The second is part of a long political tradition in the communities, a communal politics that aims to organize the community and build collective power. This assembly component in the university allows for direct communication between students and delegated authorities to inform agreements, collect sentiments and thoughts, solve problems, and share the word.
This structure is part of the training base that allows the development of a link with the communities. Through training from three priority axes—intercultural education, sustainable development, and communication for social development—interdisciplinary projects are generated and priority is given to thinking about the problems of the communities in order to contribute to the path of understanding and imagining possible solutions. In this way, through students from native communities, we seek to enable communities to take charge of their own development, thereby strengthening their autonomy-building processes.
Universidad Autónoma Comunal de Oaxaca (UACO)

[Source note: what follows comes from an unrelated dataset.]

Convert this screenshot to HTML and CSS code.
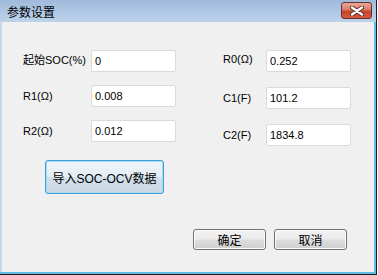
FILE: index.html
```html
<!doctype html>
<html>
    <head>
        <meta charset="utf-8">
        <link rel="stylesheet" href="styles.css">
    </head>
    <body>
        <div class="window">
            <div class="titlebar">
                <span class="title">参数设置</span>
                <span class="close">
                    <svg width="14" height="10" viewBox="0 0 14 10">
                        <path d="M2 1.5 L12 8.5 M12 1.5 L2 8.5" stroke="#5a2a24" stroke-width="4.2" stroke-linecap="round"/>
                        <path d="M2 1.5 L12 8.5 M12 1.5 L2 8.5" stroke="#fff" stroke-width="2.4" stroke-linecap="round"/>
                    </svg>
                </span>
            </div>
            <div class="client">
                <div class="fields">
                    <div class="col col-left">
                        <div class="row"><label class="lbl">起始SOC(%)</label><input class="txt" value="0"></div>
                        <div class="row"><label class="lbl">R1(Ω)</label><input class="txt" value="0.008"></div>
                        <div class="row"><label class="lbl">R2(Ω)</label><input class="txt" value="0.012"></div>
                        <button class="btn btn-import">导入SOC-OCV数据</button>
                    </div>
                    <div class="col col-right">
                        <div class="row"><label class="lbl">R0(Ω)</label><input class="txt" value="0.252"></div>
                        <div class="row"><label class="lbl">C1(F)</label><input class="txt" value="101.2"></div>
                        <div class="row"><label class="lbl">C2(F)</label><input class="txt" value="1834.8"></div>
                    </div>
                </div>
                <div class="actions">
                    <button class="btn btn-small">确定</button>
                    <button class="btn btn-small">取消</button>
                </div>
            </div>
        </div>
    </body>
</html>
```

FILE: styles.css
```css
*{
    margin: 0;
    padding: 0;
    box-sizing: border-box;
}
html,body{
    width: 378px;
    height: 275px;
    background: #fff;
    overflow: hidden;
    font-family: "Liberation Sans", "Noto Sans CJK SC", sans-serif;
    font-size: 11px;
    color: #000;
}
.window{
    width: 377px;
    height: 275px;
    display: flex;
    flex-direction: column;
    background: #62bce6;
    border-right: 1px solid #1e1e1e;
    border-bottom: 1px solid #1e1e1e;
}
.titlebar{
    height: 22px;
    display: flex;
    align-items: center;
    justify-content: space-between;
    padding: 0 4px 0 7px;
    background: linear-gradient(#9fbadb, #bcd3ea);
}
.title{
    font-family: "Noto Sans CJK SC", sans-serif;
    font-size: 12px;
    line-height: 1;
    margin-top: 1px;
}
.close{
    width: 31px;
    height: 17px;
    margin-top: -1px;
    display: flex;
    align-items: center;
    justify-content: center;
    border: 1px solid #6a2e2a;
    border-radius: 3px;
    background: linear-gradient(#e9a898 0%, #d97a64 45%, #c5452b 55%, #d4583c 100%);
}
.client{
    flex: 1;
    display: flex;
    flex-direction: column;
    justify-content: space-between;
    margin: 0 2px 2px 0;
    border-left: 2px solid #c6d9ec;
    background: #f0f0f0;
    padding: 28px 27px 22px 21px;
}
.fields{
    display: flex;
    gap: 47px;
}
.col{
    display: flex;
    flex-direction: column;
}
.col-left{
    gap: 13px;
}
.col-right{
    gap: 15px;
}
.row{
    display: flex;
    align-items: center;
}
.col-left .lbl{
    width: 68px;
}
.col-right .lbl{
    width: 43px;
}
.lbl{
    font-size: 11px;
}
.row:first-child .lbl{
    margin-top: -4px;
}
.lbl, .btn{
    font-family: "Liberation Sans", "Noto Sans CJK SC", sans-serif;
}
.txt{
    width: 85px;
    height: 22px;
    border: 1px solid #dadada;
    border-radius: 2px;
    background: #fff;
    padding: 0 3px;
    font-family: "Liberation Sans", sans-serif;
    font-size: 11px;
    color: #000;
    outline: none;
}
.btn{
    color: #000;
    cursor: default;
}
.btn-import{
    width: 119px;
    height: 34px;
    margin: 5px 0 0 22px;
    font-size: 12px;
    border: 1px solid #3d9ed9;
    border-radius: 3px;
    box-shadow: inset 0 0 0 1px #a6dcf3;
    background: linear-gradient(#eef5fa 0%, #e4eef5 48%, #d1dfe9 52%, #c9d9e4 100%);
}
.actions{
    display: flex;
    justify-content: flex-end;
    gap: 8px;
}
.btn-small{
    width: 73px;
    height: 21px;
    font-size: 12px;
    border: 1px solid #707070;
    border-radius: 3px;
    box-shadow: inset 0 0 0 1px #fbfbfb;
    background: linear-gradient(#f2f2f2 0%, #ebebeb 48%, #dddddd 52%, #cfcfcf 100%);
}
```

UACO [Autonomous Community University of Oaxaca] began operations in 2021. It consists of a decentralized network of 16 university centers and 18 learning units. This project is driven by the efforts of the communities that decide to establish it through an agreement with the state government. Despite the paradoxical nature of creating a community university in a neoliberal state context, the university maintains a critical stance in its relationship with the state. Thus, this relationship does not start from submission, but demands a negotiation.10 Each of these spaces enjoys total autonomy, but they operate under the same logic of knowledge construction, namely: communality. The educational needs that they attempt to cover contemplate the socio-territorial needs of each community or region in which they are housed. This ranges from linguistics to health. In the beginning, the educational approach was housed in the Universidad Autónoma Benito Juárez de Oaxaca (UABJO) and offered only a master's degree in communal education; today it offers different undergraduate, engineering, and postgraduate programs.
The communal education provided by UACO is based on action and the accumulated experience of such action.11 This type of education tries to replicate the organic communal way of building knowledge through communality. This concept brings together those pillars that are fundamental in communities to defend, produce and reproduce communal life. In the words of Jaime,12 they are the territory, the people who inhabit it, the work, and the fiesta [celebration]. Structuring these elements in a cyclical process of education, as it occurs in the communities, generates a communal epistemology. This is how each one of the learning centers and learning units promotes the development of their own knowledge. In this way, paraphrasing Jaime Luna, the education provided at UACO should be seen as a process in which communities will be able to take charge of their own conditions of existence in order to strengthen their autonomy.
Centro de Estudios Universitario Xhidza
CEU-XHIDZA [Xhidza University Study Center] is a university anchored in the Zapotec highlands that seeks to provide a regional education. Its formal appearance took place in 2018, provisionally in the community of Santa María Yaviche. The university seeks to generate knowledge from the positioning and systematization of community life. With this, they establish two fundamental approaches: the production of knowledge in Zapotec and the revitalization of the language through five axes: information and communication technologies, law and harmonization of law, agroecology, community health, and language.
In this way, a model of teaching is produced that takes as a principle the understanding of the community as an open space of relationships. Consequently, they have developed what they call a rhizomatic educational curriculum. In other words, it is an intercommunity, decentralized educational approach with a logic of reproducibility of the knowledge generated.
Education is understood as an open space, connected to the reality of the communities and linked to existing systems of thought. It generates a systematization of community experiences that become open-access theoretical knowledge. The design and creation of the CEU-XHIDZA is the result of the historical struggle of the Zapotec communities of the northern highlands of Oaxaca. It has been understood that an essential component of autonomy is community education.13
Communal community education in Oaxaca can be seen against the grain and dialectically. The communal structures that sustain the entity are located in more than 70 percent of the territory. This is a determining factor in designing and proposing a type of education that is pertinent to this communal dimension of existence. We are not only proposing a different and pertinent type of education for the communities. It is about overcoming the vision of knowledge as a commodity14 and of “banking education,”15 to take the experience of the struggle of the communities and imagine an emancipatory critical pedagogy. The same contemplates learning spaces where there is no omission of the outside, where the community becomes an educational space and the educational space becomes a community.
The path that community education is weaving gives way to a true communal epistemology, the creation of its own knowledge.